Album Reviews for Sept. 21, 2012

Photo provided by Universal Music -- Carly Rae Jepsen
Photo provided by Universal Music -- Carly Rae Jepsen

Carly Rae Jepsen
KISS

Canadian singer-songwriter Carly Rae Jepsen follows her two summer hits — the ubiquitous crush-song “Call Me Maybe” and her duet with Owl City, “Good Time” — with a full-length U.S. album debut.

Kiss, including Jepsen’s collaborations with big-time songwriter-producers Max Martin and Dallas Austin, stays close to her proven “Call Me Maybe” formula.

Amidst sugary keyboards, thumping bottom beats and predictably bursting choruses, the 26-year-old singer whose revealing publicity photos make her look like a teen dream, has more crushes on more unavailable boys.

Jepsen sets the latter pattern with “Call Me Maybe,” a song expressing at least as much lust as crush. Billions of people must know the words by now. “Hey, I just met you, and this is crazy, but here’s my number. So call me, maybe.”

“Curiosity,” pushed by bouncing keyboards, steps into stalker territory. “I’m sick with love,” Jepsen confesses. “You know I’m gonna follow you home.” And Jepsen and her touring partner, some Canadian kid named Justin Bieber, sing about having crushes on each other in their duet, “Beautiful.”

Jepsen may photograph better than she sings, but she does have a nice, albeit narrow, voice.

She can also turn truly expressive, as she does for the longing-filled “More Than a Memory.” No doubt, too, that her hits and other Kiss songs are the official summer soundtrack for many a young life.

Bob Dylan
TEMPEST

The songs on Bob Dylan’s latest album, Tempest, include an epic homage to his slain contemporary, John Lennon. “Roll On John” contains many Lennon references in the lyrics and a minimalist arrangement modeled after the late Beatle’s Plastic Ono Band album, especially that 1970 disc’s opening salvo, “Mother.”

“Shine your light,” Dylan rasps. “You burned so bright.”

Lennon blazed across the universe for a decade or so. The 71-year-old Dylan has burned continuously through the 31 years since Lennon’s 1980 murder. Tempest arrives in the 50th year since his self-titled 1962 Columbia Records debut.

Following the precedence set by Dylan’s critically acclaimed, commercially successful, award-winning albums of the past few decades, Tempest is another top-shelf Dylan release. It’s not that we haven’t heard him do it before, it’s just that he keeps doing it so well.

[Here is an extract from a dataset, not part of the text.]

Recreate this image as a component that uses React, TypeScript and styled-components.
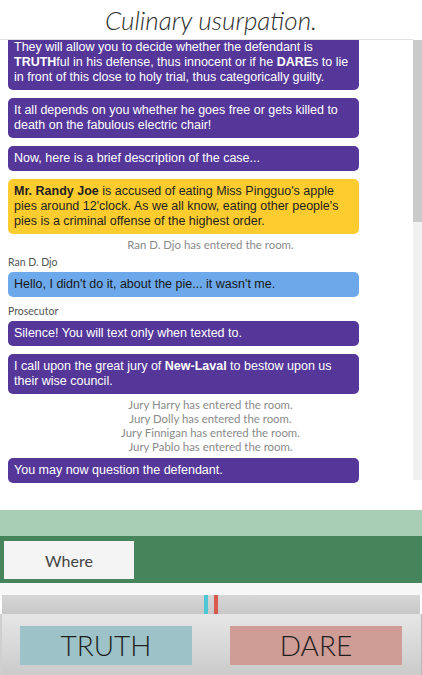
import React from "react";
import styled, { createGlobalStyle } from "styled-components";

const GlobalStyle = createGlobalStyle`
  html, body { margin: 0; padding: 0; background: #ffffff; overflow: hidden; }
  * { box-sizing: border-box; }
`;

const Page = styled.div`
  width: 422px;
  height: 675px;
  display: flex;
  flex-direction: column;
  background: #ffffff;
  overflow: hidden;
`;

const Header = styled.header`
  height: 40px;
  margin-right: 9px;
  border-bottom: 1px solid #e2e2e2;
  display: flex;
  align-items: center;
  justify-content: center;
  flex-shrink: 0;
`;

const Title = styled.h1`
  margin: 0 0 0 9px;
  font-family: Lato, "Open Sans", sans-serif;
  font-style: italic;
  font-weight: 300;
  font-size: 26px;
  line-height: 30px;
  color: #2e2e2e;
`;

const ChatRow = styled.div`
  height: 443px;
  display: flex;
  flex-shrink: 0;
`;

const Messages = styled.div`
  flex: 1;
  overflow: hidden;
  display: flex;
  flex-direction: column;
  justify-content: flex-end;
  padding: 0 0 0 8px;
`;

const ScrollTrack = styled.div`
  width: 9px;
  height: 440px;
  background: #f1f1f1;
  display: flex;
  flex-direction: column;
`;

const ScrollThumb = styled.div`
  height: 182px;
  background: #cacaca;
`;

type Tone = "purple" | "yellow" | "blue";

const toneBg: Record<Tone, string> = {
  purple: "#55379a",
  yellow: "#fecc2f",
  blue: "#6da9ea",
};
const toneFg: Record<Tone, string> = {
  purple: "#ffffff",
  yellow: "#1f1f1f",
  blue: "#161616",
};

const Bubble = styled.div<{ $tone: Tone; $last?: boolean }>`
  flex-shrink: 0;
  width: 351px;
  margin-bottom: ${(p) => (p.$last ? "0" : "8px")};
  padding: 5px 6px;
  border-radius: 5px;
  background: ${(p) => toneBg[p.$tone]};
  color: ${(p) => toneFg[p.$tone]};
  font-family: "Liberation Sans", Arial, sans-serif;
  font-size: 12.5px;
  line-height: 15px;

  b {
    font-weight: 700;
  }
`;

const SystemNotes = styled.div`
  flex-shrink: 0;
  margin: -4px 0 4px;
  text-align: center;
  font-family: Lato, "Open Sans", sans-serif;
  font-size: 11.4px;
  line-height: 14px;
  color: #8a8a8a;
`;

const Sender = styled.div`
  flex-shrink: 0;
  margin: -1px 0 3px;
  font-family: Lato, "Open Sans", sans-serif;
  font-size: 10.5px;
  line-height: 14px;
  color: #555555;
`;

const Spacer = styled.div`
  height: 27px;
  flex-shrink: 0;
`;

const GreenBand = styled.div`
  height: 26px;
  background: #a8cfb5;
  flex-shrink: 0;
`;

const InputBar = styled.div`
  height: 47px;
  background: #46845b;
  display: flex;
  align-items: flex-start;
  padding: 5px 0 0 4px;
  flex-shrink: 0;
`;

const InputBox = styled.div`
  width: 130px;
  height: 38px;
  background: #f4f4f4;
  display: flex;
  align-items: center;
  justify-content: center;
  font-family: Lato, "Open Sans", sans-serif;
  font-size: 16px;
  color: #444444;
`;

const Gap = styled.div`
  height: 12px;
  background: #f7f7f7;
  flex-shrink: 0;
`;

const Meter = styled.div`
  height: 19px;
  margin: 0 2px;
  background: linear-gradient(#d6d6d6, #c8c8c8);
  display: flex;
  justify-content: center;
  gap: 6px;
  flex-shrink: 0;
`;

const Tick = styled.div<{ $color: string }>`
  width: 4px;
  height: 100%;
  background: ${(p) => p.$color};
`;

const Controls = styled.div`
  height: 61px;
  flex-shrink: 0;
  background: linear-gradient(#e6e6e6, #cbcbcb);
  border-left: 2px solid #cfcfcf;
  border-right: 1px solid #b8b8b8;
  display: flex;
  justify-content: space-between;
  align-items: flex-start;
  padding: 12px 19px 0 18px;
`;

const ChoiceButton = styled.button<{ $bg: string }>`
  width: 172px;
  height: 39px;
  border: none;
  border-radius: 0;
  padding: 0;
  background: ${(p) => p.$bg};
  font-family: Lato, "Open Sans", sans-serif;
  font-weight: 300;
  font-size: 28px;
  line-height: 39px;
  color: #1f1f1f;
  cursor: pointer;
`;

export default function App() {
  return (
    <>
      <GlobalStyle />
      <Page>
        <Header>
          <Title>Culinary usurpation.</Title>
        </Header>
        <ChatRow>
          <Messages>
            <Bubble $tone="purple">
              They will allow you to decide whether the defendant is <b>TRUTH</b>ful in his defense, thus innocent or if he{" "}
              <b>DARE</b>s to lie in front of this close to holy trial, thus categorically guilty.
            </Bubble>
            <Bubble $tone="purple">
              It all depends on you whether he goes free or gets killed to death on the fabulous electric chair!
            </Bubble>
            <Bubble $tone="purple">Now, here is a brief description of the case...</Bubble>
            <Bubble $tone="yellow">
              <b>Mr. Randy Joe</b> is accused of eating Miss Pingguo's apple pies around 12'clock. As we all know, eating
              other people's pies is a criminal offense of the highest order.
            </Bubble>
            <SystemNotes>Ran D. Djo has entered the room.</SystemNotes>
            <Sender>Ran D. Djo</Sender>
            <Bubble $tone="blue">Hello, I didn't do it, about the pie... it wasn't me.</Bubble>
            <Sender>Prosecutor</Sender>
            <Bubble $tone="purple">Silence! You will text only when texted to.</Bubble>
            <Bubble $tone="purple">
              I call upon the great jury of <b>New-Laval</b> to bestow upon us their wise council.
            </Bubble>
            <SystemNotes>
              <div>Jury Harry has entered the room.</div>
              <div>Jury Dolly has entered the room.</div>
              <div>Jury Finnigan has entered the room.</div>
              <div>Jury Pablo has entered the room.</div>
            </SystemNotes>
            <Bubble $tone="purple" $last>
              You may now question the defendant.
            </Bubble>
          </Messages>
          <ScrollTrack>
            <ScrollThumb />
          </ScrollTrack>
        </ChatRow>
        <Spacer />
        <GreenBand />
        <InputBar>
          <InputBox>Where</InputBox>
        </InputBar>
        <Gap />
        <Meter>
          <Tick $color="#4fc6d6" />
          <Tick $color="#d9594d" />
        </Meter>
        <Controls>
          <ChoiceButton $bg="#9dc3c9">TRUTH</ChoiceButton>
          <ChoiceButton $bg="#cf9c96">DARE</ChoiceButton>
        </Controls>
      </Page>
    </>
  );
}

Dylan does classic country a la Hank Williams Sr. and Lefty Frizzell with opening song “Duquesne Whistle.” In his producer’s role, he records his ragged but right voice close, no sweetening by means of studio tricknology. Louisiana locals may well hear something familiar in “Soon After Midnight.” It sounds country, yes, but the song’s gentle sway also places it in the bittersweet realm of swamp-pop balladry. Dylan weds his characteristically dry lyrics to another slow-dancer, “Long and Wasted Years.” “I wear dark glasses to cover my eyes,” he explains. “There are secrets in there I can’t disguise.”

Louisiana zydeco music meets stomp-down Chicago blues in “Early Roman Kings.” Los Lobos’ David Hidalgo plays accordion for it. “I ain’t dead yet,” Dylan boasts. “My bells still ring.”

Dylan interprets the sinking of the Titanic in Tempest’s 13 minute-plus title track. Over a Celtic ballad lilt, he presents much storyteller detail. “The ship was going under,” he says as much as sings. “The roll was called up yonder. The angels turned aside.”

Yes, this old troubadour’s bells are still ringing.